Tuesday, October 19, 2010

Anxiety and No Real Food.

I feel so useless, my anxiety is getting worse. I can't do anything. I can't even call my dentist to schedule an appointment. I can't text my friend and see if he's okay since his aunt died. I can't tell my parents I still have a tuition payment to make.

I stayed in bed until about 3 today. Missed my classes again. Accomplished nothing. And when I got up, I only got up because I had to go to work, and the entire time, I just wanted to go home and lay down and have a cry.

I brushed my teeth until my gums bled this morning because I was worried about cavities. Then I went back to bed.

I had a hotdog, some 'tator tots, a cup of Easy Mac, a Pop-tart, a Kit-Kat, some Ritz crackers, and a Pecan Delight today. My mom didn't save me dinner like I asked her to, and I got so upset that I just skipped dinner after work. I need to eat real food more often.

This entry is so mundane, but so was today.

I wish I didn't have to ever wake up again.

Thursday, October 7, 2010

On the subject of food.

I am hungry because, once again, I didn't eat dinner. Sometimes I forget to eat. Most times, I'm just not hungry.

This little fact really worries me. I love food, I love eating. My dad enjoys cooking and baking and really instilled a love of food in me as I was growing up. Like most children, I was a picky eater. Now, I will eat almost anything. When I feel like eating, that is. Some days, I wake up at 6 a.m. and won't eat until 5 p.m., and that's mostly out of necessity. My stomach may not say I'm hungry, but my head will start hurting and the only way to make it stop is with food.

Other days, it's like I can't stop eating. All I can think about is food and I never feel full. I try to fill up all the empty space inside of me with whatever food is at my disposal. Of course, it doesn't work, and the next day I don't feel like eating at all.

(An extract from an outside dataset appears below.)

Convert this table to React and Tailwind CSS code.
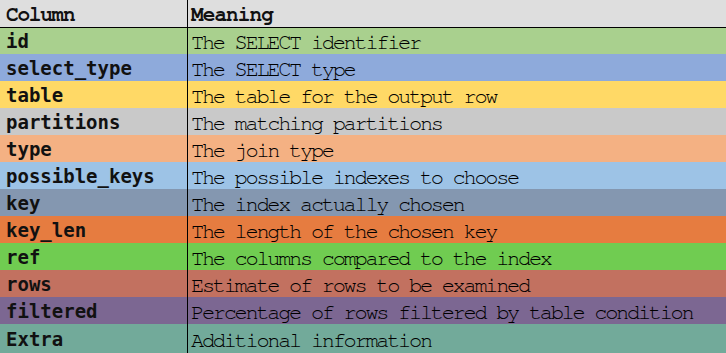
const rows = [
  ["id", "The SELECT identifier", "bg-[#a9d08e]", "h-[26px]"],
  ["select_type", "The SELECT type", "bg-[#8eaadb]", "h-[27px]"],
  ["table", "The table for the output row", "bg-[#ffd966]", "h-[27px]"],
  ["partitions", "The matching partitions", "bg-[#c9c9c9]", "h-[27px]"],
  ["type", "The join type", "bg-[#f4b183]", "h-[27px]"],
  ["possible_keys", "The possible indexes to choose", "bg-[#9dc3e6]", "h-[27px]"],
  ["key", "The index actually chosen", "bg-[#8497b0]", "h-[27px]"],
  ["key_len", "The length of the chosen key", "bg-[#e67c40]", "h-[27px]"],
  ["ref", "The columns compared to the index", "bg-[#70cc51]", "h-[27px]"],
  ["rows", "Estimate of rows to be examined", "bg-[#c27160]", "h-[27px]"],
  ["filtered", "Percentage of rows filtered by table condition", "bg-[#7c6792]", "h-[27px]"],
  ["Extra", "Additional information", "bg-[#72aa9a]", "h-[29px]"],
];

export default function App() {
  return (
    <div className="w-[726px] h-[353px] overflow-hidden bg-white text-[#111]">
      <div className="flex h-[27px] bg-[#dedede]">
        <div className="w-[188px] shrink-0 pl-[6px] pt-[2px] flex items-center font-['Nimbus_Mono_PS','FreeMono','Courier_New','Liberation_Mono',monospace] font-bold text-[21px] tracking-[-1.2px] leading-none border-r border-black">
          Column
        </div>
        <div className="flex-1 pl-[3px] pt-[2px] flex items-center font-['Nimbus_Mono_PS','FreeMono','Courier_New','Liberation_Mono',monospace] font-bold text-[21px] tracking-[-0.9px] leading-none">
          Meaning
        </div>
      </div>
      <div className="h-px bg-black" />
      {rows.map(([k, v, bg, h]) => (
        <div key={k} className={`flex ${bg} ${h}`}>
          <div className="w-[188px] shrink-0 pl-[6px] pt-[1px] flex items-center border-r border-black font-['DejaVu_Sans_Mono',monospace] font-bold text-[19px] leading-none">
            {k}
          </div>
          <div className="flex-1 pl-[3px] pt-[2px] flex items-center font-['Nimbus_Mono_PS','FreeMono','Courier_New','Liberation_Mono',monospace] text-[22px] tracking-[-2.3px] leading-none whitespace-nowrap text-black">
            {v}
          </div>
        </div>
      ))}
    </div>
  );
}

I want to eat like a normal person. Why is it so hard?

Wednesday, October 6, 2010

Keep Yourself Warm: Frightened Rabbit.

As of now.

If I could start at the beginning, I would. But frankly, I have no idea where or when this began.

So I'll tell you about right now.

I am going to be 20 in exactly two months.
I go to college, but I use "go" loosely, considering I hardly make it to class and I'm probably failing everything.
I work the customer service counter at a grocery store. I both love and hate my job. I love it for the people I work with (though this number continues to dwindle). I hate it because of creepy dudes, rude customers, and awful upper management.
I am not dating. After being used too many times and being almost suffocated by a relationship, I am too weary to do it anymore. I blame most of the things I've suffered in this area on myself. I am too easy, too eager, to unwilling to maybe hurt someone even though they are killing me. I still hurt sometimes from the past, from things I could have had and things I have done and things that have been done to me. Lately, I've pushed almost everything down deep, except for the hurt. I'm not even angry anymore. I'm just in pain.
I am scared of the dark.
All I want to do is sit around, staring at the internet, with a steady IV of music. Or sleep.
I feel, most days, that I'm not really here. Or maybe like I'll wake up sometime in junior year, realize this was all just a horrible dream and get to make different decisions and have a different life.

Here it goes.

"But depression is depression, and there isn’t much to talk about concerning it’s existence. It’s simply the feeling of not being there. Existing, but not feeling. Wanting, but not caring. Your body feels like a big, hard brick of moving cement. Awaiting for happiness, eager to smile with motivation by a great act of humor, only to find you’re empty room surrounding you, bare of feelings, thoughts, concerns, or love."
My friend posted this on his Tumblr recently. I don't know how I got to this point. Do these things just happen? I don't know. But I do know that I want to get things off my chest, talk to people, but not really. This is the only way I feel like I can do that.

If you're reading this, you're in for a wild ride as I deal with all this. But thank you for reading anyway.